## Start ENTRIES PROVIDED

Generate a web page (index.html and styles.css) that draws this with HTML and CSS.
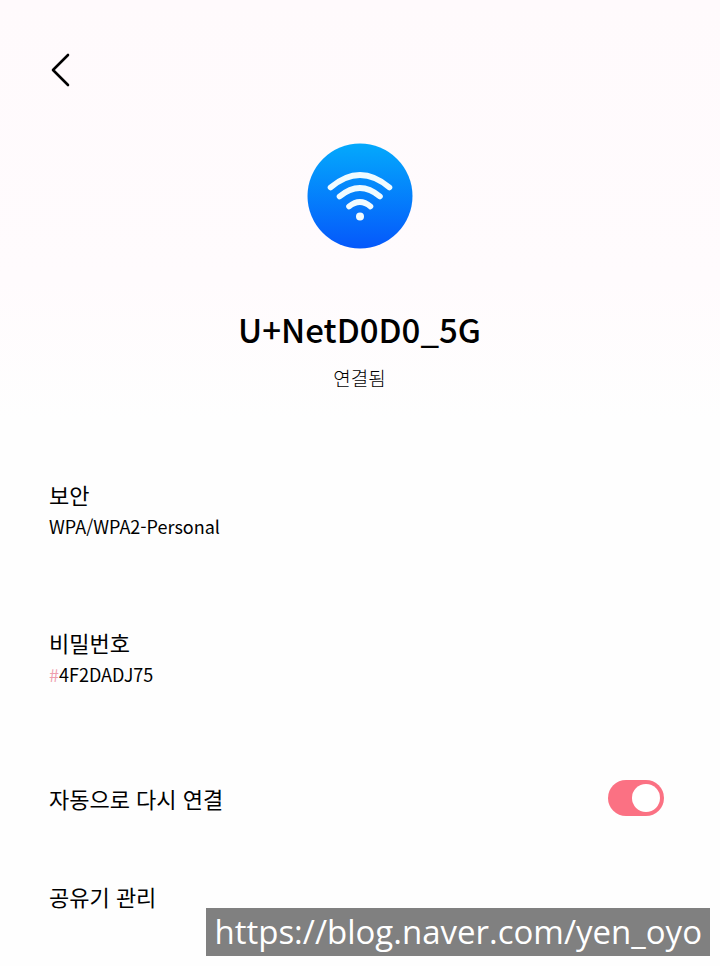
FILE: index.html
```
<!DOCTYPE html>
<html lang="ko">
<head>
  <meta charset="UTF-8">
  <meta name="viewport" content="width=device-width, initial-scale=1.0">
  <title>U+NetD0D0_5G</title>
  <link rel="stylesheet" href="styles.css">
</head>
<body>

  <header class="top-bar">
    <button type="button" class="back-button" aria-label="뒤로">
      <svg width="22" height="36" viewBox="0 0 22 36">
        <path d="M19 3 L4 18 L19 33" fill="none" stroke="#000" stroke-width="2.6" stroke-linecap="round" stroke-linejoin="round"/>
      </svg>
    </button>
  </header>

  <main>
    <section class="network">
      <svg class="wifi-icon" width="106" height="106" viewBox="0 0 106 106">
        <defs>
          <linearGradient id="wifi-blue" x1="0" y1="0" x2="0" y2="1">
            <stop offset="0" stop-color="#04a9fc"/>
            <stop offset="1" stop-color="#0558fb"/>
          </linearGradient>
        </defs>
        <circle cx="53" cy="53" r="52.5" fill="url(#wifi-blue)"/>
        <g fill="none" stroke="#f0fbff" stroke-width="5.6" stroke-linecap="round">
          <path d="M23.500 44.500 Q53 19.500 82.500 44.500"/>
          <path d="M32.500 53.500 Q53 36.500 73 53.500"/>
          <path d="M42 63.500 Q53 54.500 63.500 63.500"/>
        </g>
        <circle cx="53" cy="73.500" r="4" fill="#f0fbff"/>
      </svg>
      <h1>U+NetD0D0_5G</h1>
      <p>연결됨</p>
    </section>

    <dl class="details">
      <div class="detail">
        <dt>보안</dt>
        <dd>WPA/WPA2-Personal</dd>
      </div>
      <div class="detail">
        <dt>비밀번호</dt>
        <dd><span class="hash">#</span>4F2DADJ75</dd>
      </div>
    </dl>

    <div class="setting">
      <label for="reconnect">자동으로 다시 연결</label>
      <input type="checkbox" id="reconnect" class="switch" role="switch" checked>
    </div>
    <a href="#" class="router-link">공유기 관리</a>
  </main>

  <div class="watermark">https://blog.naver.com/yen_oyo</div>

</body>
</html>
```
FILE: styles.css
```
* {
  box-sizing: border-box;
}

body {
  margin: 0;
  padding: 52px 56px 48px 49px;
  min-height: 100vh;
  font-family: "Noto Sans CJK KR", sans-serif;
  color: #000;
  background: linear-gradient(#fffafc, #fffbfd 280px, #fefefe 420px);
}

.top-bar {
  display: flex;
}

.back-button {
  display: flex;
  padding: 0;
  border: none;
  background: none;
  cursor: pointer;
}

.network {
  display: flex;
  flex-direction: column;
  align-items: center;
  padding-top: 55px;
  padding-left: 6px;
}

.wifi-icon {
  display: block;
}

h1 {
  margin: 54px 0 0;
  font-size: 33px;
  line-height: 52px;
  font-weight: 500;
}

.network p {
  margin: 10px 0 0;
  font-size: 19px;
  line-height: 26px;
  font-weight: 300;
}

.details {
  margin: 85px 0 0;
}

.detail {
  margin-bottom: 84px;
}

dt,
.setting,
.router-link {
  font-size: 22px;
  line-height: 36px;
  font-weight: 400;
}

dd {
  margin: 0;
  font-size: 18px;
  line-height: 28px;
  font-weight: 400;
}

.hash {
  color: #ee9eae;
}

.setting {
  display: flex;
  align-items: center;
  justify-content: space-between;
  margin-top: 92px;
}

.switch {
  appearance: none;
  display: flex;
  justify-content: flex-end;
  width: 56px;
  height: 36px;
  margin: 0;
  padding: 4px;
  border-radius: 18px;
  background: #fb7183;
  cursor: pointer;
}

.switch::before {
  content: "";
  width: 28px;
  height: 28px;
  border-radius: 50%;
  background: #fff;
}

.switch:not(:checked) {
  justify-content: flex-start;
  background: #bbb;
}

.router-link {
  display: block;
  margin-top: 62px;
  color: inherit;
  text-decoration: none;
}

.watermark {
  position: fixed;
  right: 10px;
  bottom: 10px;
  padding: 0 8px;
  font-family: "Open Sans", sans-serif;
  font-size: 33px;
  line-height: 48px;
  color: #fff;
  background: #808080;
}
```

## End ENTRIES PROVIDED
## Start ENTRIES PROVIDED

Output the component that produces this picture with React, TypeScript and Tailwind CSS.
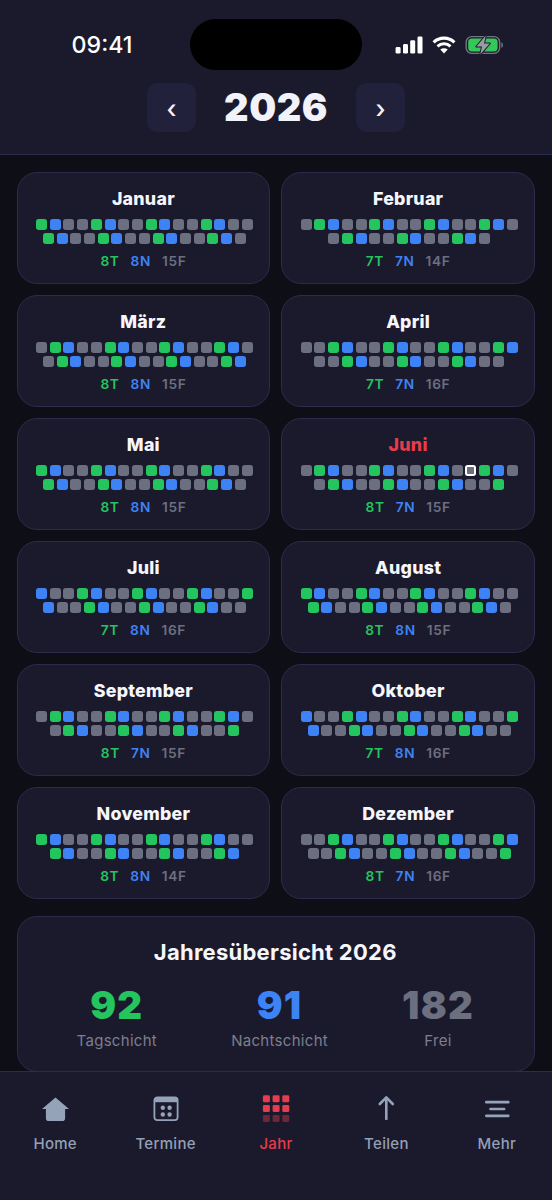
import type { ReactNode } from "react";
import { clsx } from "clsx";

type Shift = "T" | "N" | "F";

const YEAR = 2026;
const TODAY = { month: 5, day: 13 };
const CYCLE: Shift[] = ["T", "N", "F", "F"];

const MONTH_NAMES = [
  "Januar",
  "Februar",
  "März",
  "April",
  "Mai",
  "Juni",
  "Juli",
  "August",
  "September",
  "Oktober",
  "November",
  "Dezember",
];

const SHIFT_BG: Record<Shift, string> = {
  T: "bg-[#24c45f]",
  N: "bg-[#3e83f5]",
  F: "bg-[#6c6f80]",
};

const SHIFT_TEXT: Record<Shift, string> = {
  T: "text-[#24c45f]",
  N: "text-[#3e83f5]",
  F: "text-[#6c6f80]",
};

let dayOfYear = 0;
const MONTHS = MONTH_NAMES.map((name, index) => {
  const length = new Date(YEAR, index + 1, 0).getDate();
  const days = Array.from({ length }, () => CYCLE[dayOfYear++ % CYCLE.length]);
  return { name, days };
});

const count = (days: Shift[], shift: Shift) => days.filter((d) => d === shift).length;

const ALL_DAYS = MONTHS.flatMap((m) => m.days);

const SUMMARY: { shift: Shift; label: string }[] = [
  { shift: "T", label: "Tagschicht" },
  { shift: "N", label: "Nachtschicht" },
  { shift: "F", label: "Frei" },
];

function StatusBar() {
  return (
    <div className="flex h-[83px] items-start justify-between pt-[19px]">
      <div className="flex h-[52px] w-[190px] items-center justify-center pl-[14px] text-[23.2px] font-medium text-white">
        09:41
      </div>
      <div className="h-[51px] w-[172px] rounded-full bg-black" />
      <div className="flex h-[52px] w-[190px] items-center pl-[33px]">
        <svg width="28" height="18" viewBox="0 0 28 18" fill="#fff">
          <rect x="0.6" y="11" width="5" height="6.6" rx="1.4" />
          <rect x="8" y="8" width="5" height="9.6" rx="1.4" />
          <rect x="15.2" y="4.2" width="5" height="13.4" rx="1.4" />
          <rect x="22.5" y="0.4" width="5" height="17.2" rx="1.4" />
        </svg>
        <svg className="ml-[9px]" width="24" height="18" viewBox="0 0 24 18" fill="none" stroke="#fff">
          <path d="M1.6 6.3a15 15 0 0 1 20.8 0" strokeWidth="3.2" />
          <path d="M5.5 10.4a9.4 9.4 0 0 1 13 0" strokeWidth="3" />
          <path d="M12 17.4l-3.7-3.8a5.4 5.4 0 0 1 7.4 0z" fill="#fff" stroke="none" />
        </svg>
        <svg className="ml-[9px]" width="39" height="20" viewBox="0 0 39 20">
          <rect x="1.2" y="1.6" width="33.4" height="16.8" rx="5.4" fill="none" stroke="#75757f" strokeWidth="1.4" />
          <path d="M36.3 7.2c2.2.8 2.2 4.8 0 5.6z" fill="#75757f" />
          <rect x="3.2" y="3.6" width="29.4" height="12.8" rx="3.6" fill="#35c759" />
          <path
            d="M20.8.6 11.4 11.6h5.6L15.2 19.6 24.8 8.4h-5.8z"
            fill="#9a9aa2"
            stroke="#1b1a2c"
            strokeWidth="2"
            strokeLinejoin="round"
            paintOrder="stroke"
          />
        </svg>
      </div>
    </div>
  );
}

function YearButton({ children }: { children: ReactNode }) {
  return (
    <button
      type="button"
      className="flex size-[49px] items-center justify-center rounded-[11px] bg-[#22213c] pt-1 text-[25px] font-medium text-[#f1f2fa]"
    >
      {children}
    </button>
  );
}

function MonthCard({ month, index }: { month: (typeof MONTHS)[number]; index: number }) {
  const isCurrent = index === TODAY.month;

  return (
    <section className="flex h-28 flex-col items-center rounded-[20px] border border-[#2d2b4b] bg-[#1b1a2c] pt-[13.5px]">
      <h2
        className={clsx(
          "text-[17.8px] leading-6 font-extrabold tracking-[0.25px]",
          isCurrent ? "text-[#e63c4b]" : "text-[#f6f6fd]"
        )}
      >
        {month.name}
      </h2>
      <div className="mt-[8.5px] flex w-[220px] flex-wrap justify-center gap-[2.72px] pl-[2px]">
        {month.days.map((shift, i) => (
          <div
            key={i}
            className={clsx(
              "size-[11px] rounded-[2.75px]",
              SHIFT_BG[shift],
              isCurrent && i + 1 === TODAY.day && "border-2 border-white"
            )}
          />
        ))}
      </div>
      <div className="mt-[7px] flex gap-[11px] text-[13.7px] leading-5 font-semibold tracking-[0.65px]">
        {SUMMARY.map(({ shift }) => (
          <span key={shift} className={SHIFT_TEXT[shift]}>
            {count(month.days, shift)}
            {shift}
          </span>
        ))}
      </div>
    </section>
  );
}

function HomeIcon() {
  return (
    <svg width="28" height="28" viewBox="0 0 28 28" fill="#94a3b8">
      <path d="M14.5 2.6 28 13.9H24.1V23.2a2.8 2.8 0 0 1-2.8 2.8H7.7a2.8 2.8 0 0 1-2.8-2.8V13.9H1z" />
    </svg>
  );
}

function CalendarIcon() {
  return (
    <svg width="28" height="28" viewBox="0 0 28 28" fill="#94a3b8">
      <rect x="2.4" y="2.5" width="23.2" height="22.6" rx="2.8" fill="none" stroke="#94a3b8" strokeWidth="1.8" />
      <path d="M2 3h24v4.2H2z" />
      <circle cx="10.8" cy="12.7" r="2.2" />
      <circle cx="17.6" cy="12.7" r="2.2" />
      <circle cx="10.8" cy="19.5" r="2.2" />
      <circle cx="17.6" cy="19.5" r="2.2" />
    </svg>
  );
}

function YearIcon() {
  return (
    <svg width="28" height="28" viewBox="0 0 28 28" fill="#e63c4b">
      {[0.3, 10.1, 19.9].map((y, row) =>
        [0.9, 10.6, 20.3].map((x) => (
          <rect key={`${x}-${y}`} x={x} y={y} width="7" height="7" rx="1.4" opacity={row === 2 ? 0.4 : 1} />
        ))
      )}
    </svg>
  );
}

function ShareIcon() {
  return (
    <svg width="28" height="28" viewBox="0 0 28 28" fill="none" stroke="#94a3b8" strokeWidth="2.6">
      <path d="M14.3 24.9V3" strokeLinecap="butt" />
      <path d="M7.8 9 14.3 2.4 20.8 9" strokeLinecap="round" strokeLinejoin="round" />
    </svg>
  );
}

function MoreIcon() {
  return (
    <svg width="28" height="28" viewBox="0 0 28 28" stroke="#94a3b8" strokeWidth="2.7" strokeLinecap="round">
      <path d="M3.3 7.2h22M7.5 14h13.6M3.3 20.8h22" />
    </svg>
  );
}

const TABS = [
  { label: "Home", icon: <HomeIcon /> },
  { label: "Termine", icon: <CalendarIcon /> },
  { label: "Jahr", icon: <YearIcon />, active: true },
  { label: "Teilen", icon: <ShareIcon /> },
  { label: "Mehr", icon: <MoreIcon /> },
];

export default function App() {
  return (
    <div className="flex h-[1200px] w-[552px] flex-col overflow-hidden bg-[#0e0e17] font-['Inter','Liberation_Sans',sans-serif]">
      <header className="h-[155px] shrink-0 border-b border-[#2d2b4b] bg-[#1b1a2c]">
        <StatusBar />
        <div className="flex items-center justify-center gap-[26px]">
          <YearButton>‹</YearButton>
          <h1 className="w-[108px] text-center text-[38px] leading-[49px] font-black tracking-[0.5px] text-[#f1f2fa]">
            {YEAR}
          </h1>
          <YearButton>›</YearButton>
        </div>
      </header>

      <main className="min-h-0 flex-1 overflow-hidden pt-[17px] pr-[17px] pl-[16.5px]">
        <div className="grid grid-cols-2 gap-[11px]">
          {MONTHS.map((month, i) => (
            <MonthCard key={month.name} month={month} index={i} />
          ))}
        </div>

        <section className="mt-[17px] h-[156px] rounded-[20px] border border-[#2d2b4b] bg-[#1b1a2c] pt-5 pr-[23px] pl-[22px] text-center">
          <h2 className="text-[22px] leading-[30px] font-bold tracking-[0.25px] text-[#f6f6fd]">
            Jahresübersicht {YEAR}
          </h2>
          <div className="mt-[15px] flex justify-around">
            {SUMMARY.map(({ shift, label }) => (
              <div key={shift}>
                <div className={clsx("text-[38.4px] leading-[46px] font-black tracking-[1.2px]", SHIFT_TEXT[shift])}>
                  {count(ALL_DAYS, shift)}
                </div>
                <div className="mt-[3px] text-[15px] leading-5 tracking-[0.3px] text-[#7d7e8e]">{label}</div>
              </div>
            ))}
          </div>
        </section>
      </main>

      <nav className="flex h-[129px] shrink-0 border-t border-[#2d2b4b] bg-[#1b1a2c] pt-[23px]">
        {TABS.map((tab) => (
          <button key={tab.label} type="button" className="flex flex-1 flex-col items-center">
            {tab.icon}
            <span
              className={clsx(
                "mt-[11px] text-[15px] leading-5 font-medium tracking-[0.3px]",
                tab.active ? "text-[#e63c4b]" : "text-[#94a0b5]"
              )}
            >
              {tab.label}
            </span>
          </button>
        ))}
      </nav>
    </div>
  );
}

## End ENTRIES PROVIDED

• **AIM**: Above are the records. Copy word for word only their lines from the one holding "Output the component" through the one holding "const CYCLE: Shift[]", both included, and skip the images.

• **RESPONSE TO THE EXERCISE**:
Output the component that produces this picture with React, TypeScript and Tailwind CSS.
import type { ReactNode } from "react";
import { clsx } from "clsx";

type Shift = "T" | "N" | "F";

const YEAR = 2026;
const TODAY = { month: 5, day: 13 };
const CYCLE: Shift[] = ["T", "N", "F", "F"];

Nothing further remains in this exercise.